Description of the task: Copy the listing verbatim, excluding any images found in it.

────

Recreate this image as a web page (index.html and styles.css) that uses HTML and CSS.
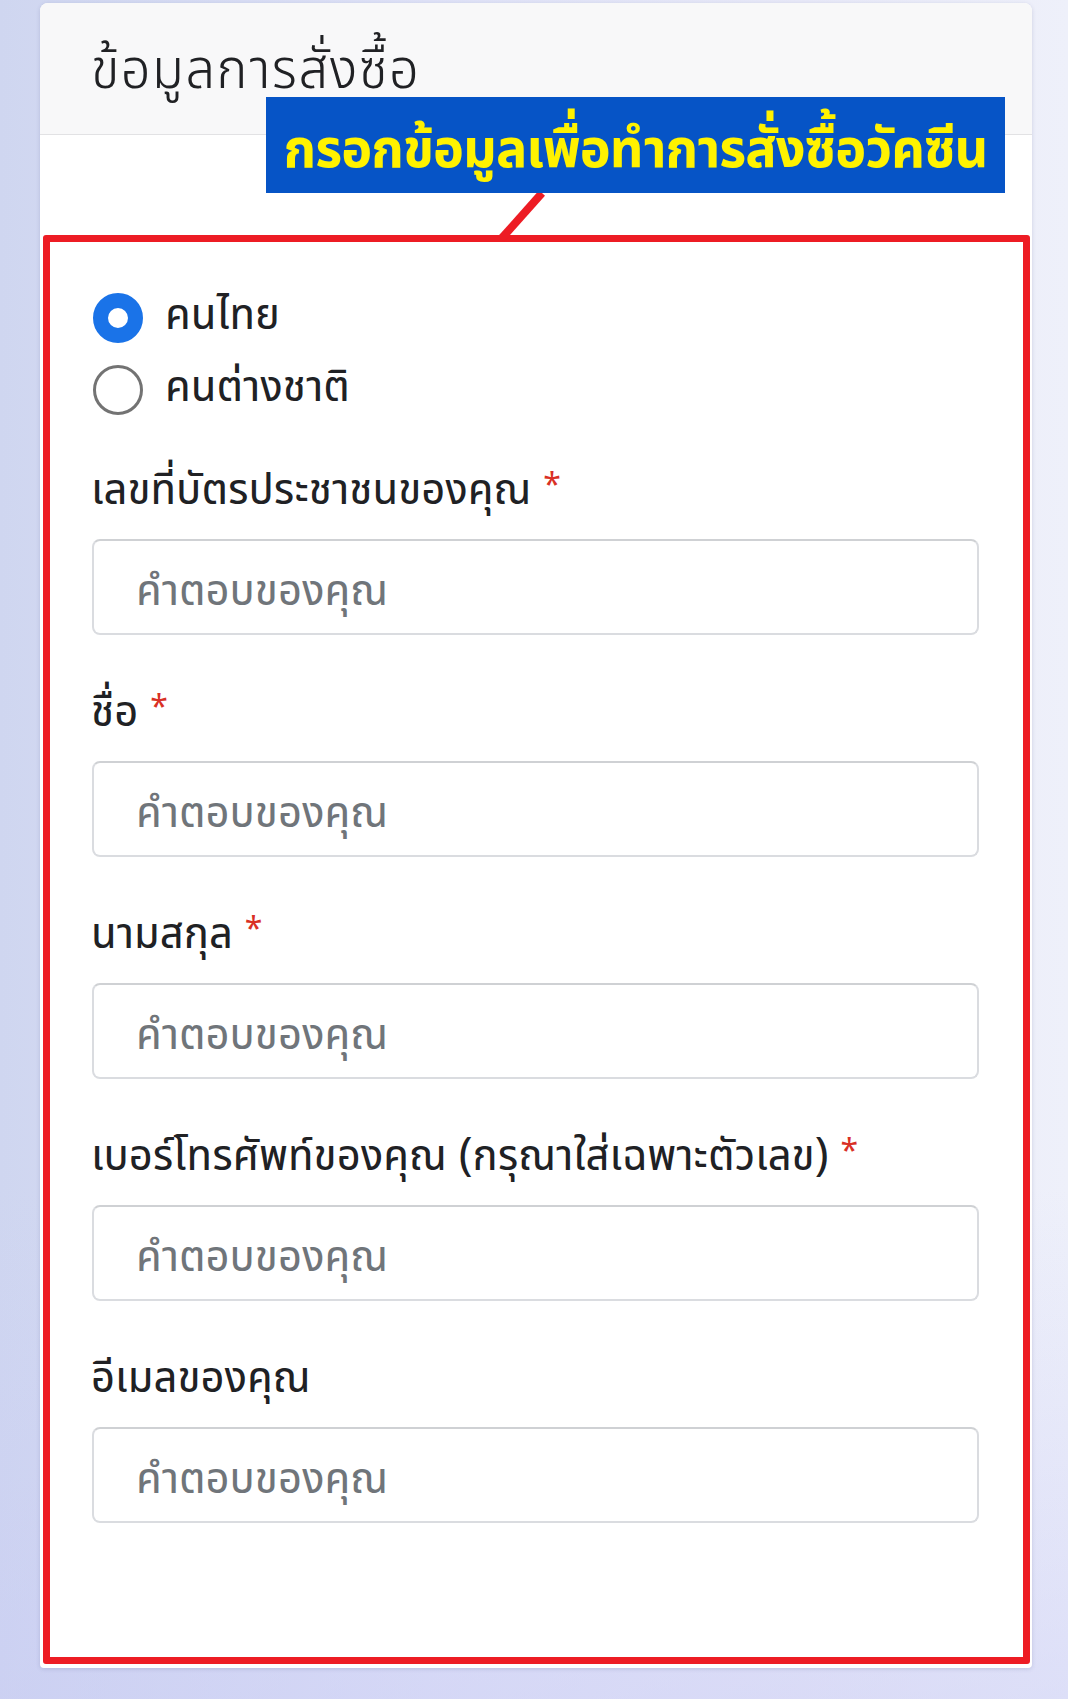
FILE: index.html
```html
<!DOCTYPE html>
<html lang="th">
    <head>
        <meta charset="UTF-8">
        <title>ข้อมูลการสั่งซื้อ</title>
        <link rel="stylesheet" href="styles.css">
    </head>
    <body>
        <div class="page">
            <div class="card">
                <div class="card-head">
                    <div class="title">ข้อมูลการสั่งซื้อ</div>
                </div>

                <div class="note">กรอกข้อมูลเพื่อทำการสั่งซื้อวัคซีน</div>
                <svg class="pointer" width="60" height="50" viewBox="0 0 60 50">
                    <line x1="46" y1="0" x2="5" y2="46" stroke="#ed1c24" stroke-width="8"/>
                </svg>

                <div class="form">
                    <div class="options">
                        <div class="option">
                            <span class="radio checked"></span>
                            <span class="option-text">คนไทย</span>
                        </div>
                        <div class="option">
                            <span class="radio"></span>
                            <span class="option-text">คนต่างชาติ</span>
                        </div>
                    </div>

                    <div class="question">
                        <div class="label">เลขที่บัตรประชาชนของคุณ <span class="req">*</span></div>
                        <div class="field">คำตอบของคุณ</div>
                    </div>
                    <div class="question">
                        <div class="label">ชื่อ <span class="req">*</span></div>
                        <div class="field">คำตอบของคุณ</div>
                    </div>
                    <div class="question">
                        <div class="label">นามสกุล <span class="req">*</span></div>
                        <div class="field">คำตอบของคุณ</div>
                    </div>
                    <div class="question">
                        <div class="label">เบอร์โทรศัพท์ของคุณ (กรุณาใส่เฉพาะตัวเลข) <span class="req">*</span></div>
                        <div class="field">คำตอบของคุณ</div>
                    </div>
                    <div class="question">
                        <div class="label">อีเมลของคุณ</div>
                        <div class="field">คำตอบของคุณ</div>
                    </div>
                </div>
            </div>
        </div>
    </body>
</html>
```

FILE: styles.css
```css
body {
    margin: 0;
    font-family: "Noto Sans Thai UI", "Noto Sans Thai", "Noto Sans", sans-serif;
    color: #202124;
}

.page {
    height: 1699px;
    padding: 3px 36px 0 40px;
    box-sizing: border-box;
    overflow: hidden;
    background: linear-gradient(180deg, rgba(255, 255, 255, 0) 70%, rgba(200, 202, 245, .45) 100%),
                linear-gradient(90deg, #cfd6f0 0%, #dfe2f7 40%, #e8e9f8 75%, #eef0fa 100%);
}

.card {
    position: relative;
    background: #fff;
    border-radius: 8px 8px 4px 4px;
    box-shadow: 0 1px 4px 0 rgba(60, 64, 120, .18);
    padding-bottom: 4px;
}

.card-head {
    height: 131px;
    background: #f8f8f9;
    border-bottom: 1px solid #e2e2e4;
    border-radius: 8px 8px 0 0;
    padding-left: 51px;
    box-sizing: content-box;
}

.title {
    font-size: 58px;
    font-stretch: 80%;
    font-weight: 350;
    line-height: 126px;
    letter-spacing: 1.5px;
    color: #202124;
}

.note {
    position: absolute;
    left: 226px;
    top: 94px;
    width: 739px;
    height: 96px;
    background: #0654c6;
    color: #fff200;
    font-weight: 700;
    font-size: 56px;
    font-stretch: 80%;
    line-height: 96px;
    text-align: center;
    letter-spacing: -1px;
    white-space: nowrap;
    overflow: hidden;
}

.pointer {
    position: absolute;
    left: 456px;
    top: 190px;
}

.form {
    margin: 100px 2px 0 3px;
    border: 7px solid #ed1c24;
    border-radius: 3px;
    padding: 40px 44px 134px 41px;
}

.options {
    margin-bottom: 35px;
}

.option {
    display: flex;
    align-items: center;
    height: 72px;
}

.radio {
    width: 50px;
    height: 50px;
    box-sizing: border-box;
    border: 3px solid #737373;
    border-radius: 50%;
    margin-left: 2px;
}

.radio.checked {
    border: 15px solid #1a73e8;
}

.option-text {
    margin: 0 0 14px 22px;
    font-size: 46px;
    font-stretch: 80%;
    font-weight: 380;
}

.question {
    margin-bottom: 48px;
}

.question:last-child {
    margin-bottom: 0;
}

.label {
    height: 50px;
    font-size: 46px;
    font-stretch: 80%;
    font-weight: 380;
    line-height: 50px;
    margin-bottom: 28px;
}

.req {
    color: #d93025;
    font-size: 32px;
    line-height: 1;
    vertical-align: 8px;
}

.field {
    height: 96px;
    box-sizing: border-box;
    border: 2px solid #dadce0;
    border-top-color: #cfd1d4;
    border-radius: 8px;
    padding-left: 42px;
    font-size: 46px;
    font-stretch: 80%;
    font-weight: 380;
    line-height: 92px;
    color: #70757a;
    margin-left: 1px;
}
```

────

Solution to this problem:
Recreate this image as a web page (index.html and styles.css) that uses HTML and CSS.
FILE: index.html
```html
<!DOCTYPE html>
<html lang="th">
    <head>
        <meta charset="UTF-8">
        <title>ข้อมูลการสั่งซื้อ</title>
        <link rel="stylesheet" href="styles.css">
    </head>
    <body>
        <div class="page">
            <div class="card">
                <div class="card-head">
                    <div class="title">ข้อมูลการสั่งซื้อ</div>
                </div>

                <div class="note">กรอกข้อมูลเพื่อทำการสั่งซื้อวัคซีน</div>
                <svg class="pointer" width="60" height="50" viewBox="0 0 60 50">
                    <line x1="46" y1="0" x2="5" y2="46" stroke="#ed1c24" stroke-width="8"/>
                </svg>

                <div class="form">
                    <div class="options">
                        <div class="option">
                            <span class="radio checked"></span>
                            <span class="option-text">คนไทย</span>
                        </div>
                        <div class="option">
                            <span class="radio"></span>
                            <span class="option-text">คนต่างชาติ</span>
                        </div>
                    </div>

                    <div class="question">
                        <div class="label">เลขที่บัตรประชาชนของคุณ <span class="req">*</span></div>
                        <div class="field">คำตอบของคุณ</div>
                    </div>
                    <div class="question">
                        <div class="label">ชื่อ <span class="req">*</span></div>
                        <div class="field">คำตอบของคุณ</div>
                    </div>
                    <div class="question">
                        <div class="label">นามสกุล <span class="req">*</span></div>
                        <div class="field">คำตอบของคุณ</div>
                    </div>
                    <div class="question">
                        <div class="label">เบอร์โทรศัพท์ของคุณ (กรุณาใส่เฉพาะตัวเลข) <span class="req">*</span></div>
                        <div class="field">คำตอบของคุณ</div>
                    </div>
                    <div class="question">
                        <div class="label">อีเมลของคุณ</div>
                        <div class="field">คำตอบของคุณ</div>
                    </div>
                </div>
            </div>
        </div>
    </body>
</html>
```

FILE: styles.css
```css
body {
    margin: 0;
    font-family: "Noto Sans Thai UI", "Noto Sans Thai", "Noto Sans", sans-serif;
    color: #202124;
}

.page {
    height: 1699px;
    padding: 3px 36px 0 40px;
    box-sizing: border-box;
    overflow: hidden;
    background: linear-gradient(180deg, rgba(255, 255, 255, 0) 70%, rgba(200, 202, 245, .45) 100%),
                linear-gradient(90deg, #cfd6f0 0%, #dfe2f7 40%, #e8e9f8 75%, #eef0fa 100%);
}

.card {
    position: relative;
    background: #fff;
    border-radius: 8px 8px 4px 4px;
    box-shadow: 0 1px 4px 0 rgba(60, 64, 120, .18);
    padding-bottom: 4px;
}

.card-head {
    height: 131px;
    background: #f8f8f9;
    border-bottom: 1px solid #e2e2e4;
    border-radius: 8px 8px 0 0;
    padding-left: 51px;
    box-sizing: content-box;
}

.title {
    font-size: 58px;
    font-stretch: 80%;
    font-weight: 350;
    line-height: 126px;
    letter-spacing: 1.5px;
    color: #202124;
}

.note {
    position: absolute;
    left: 226px;
    top: 94px;
    width: 739px;
    height: 96px;
    background: #0654c6;
    color: #fff200;
    font-weight: 700;
    font-size: 56px;
    font-stretch: 80%;
    line-height: 96px;
    text-align: center;
    letter-spacing: -1px;
    white-space: nowrap;
    overflow: hidden;
}

.pointer {
    position: absolute;
    left: 456px;
    top: 190px;
}

.form {
    margin: 100px 2px 0 3px;
    border: 7px solid #ed1c24;
    border-radius: 3px;
    padding: 40px 44px 134px 41px;
}

.options {
    margin-bottom: 35px;
}

.option {
    display: flex;
    align-items: center;
    height: 72px;
}

.radio {
    width: 50px;
    height: 50px;
    box-sizing: border-box;
    border: 3px solid #737373;
    border-radius: 50%;
    margin-left: 2px;
}

.radio.checked {
    border: 15px solid #1a73e8;
}

.option-text {
    margin: 0 0 14px 22px;
    font-size: 46px;
    font-stretch: 80%;
    font-weight: 380;
}

.question {
    margin-bottom: 48px;
}

.question:last-child {
    margin-bottom: 0;
}

.label {
    height: 50px;
    font-size: 46px;
    font-stretch: 80%;
    font-weight: 380;
    line-height: 50px;
    margin-bottom: 28px;
}

.req {
    color: #d93025;
    font-size: 32px;
    line-height: 1;
    vertical-align: 8px;
}

.field {
    height: 96px;
    box-sizing: border-box;
    border: 2px solid #dadce0;
    border-top-color: #cfd1d4;
    border-radius: 8px;
    padding-left: 42px;
    font-size: 46px;
    font-stretch: 80%;
    font-weight: 380;
    line-height: 92px;
    color: #70757a;
    margin-left: 1px;
}
```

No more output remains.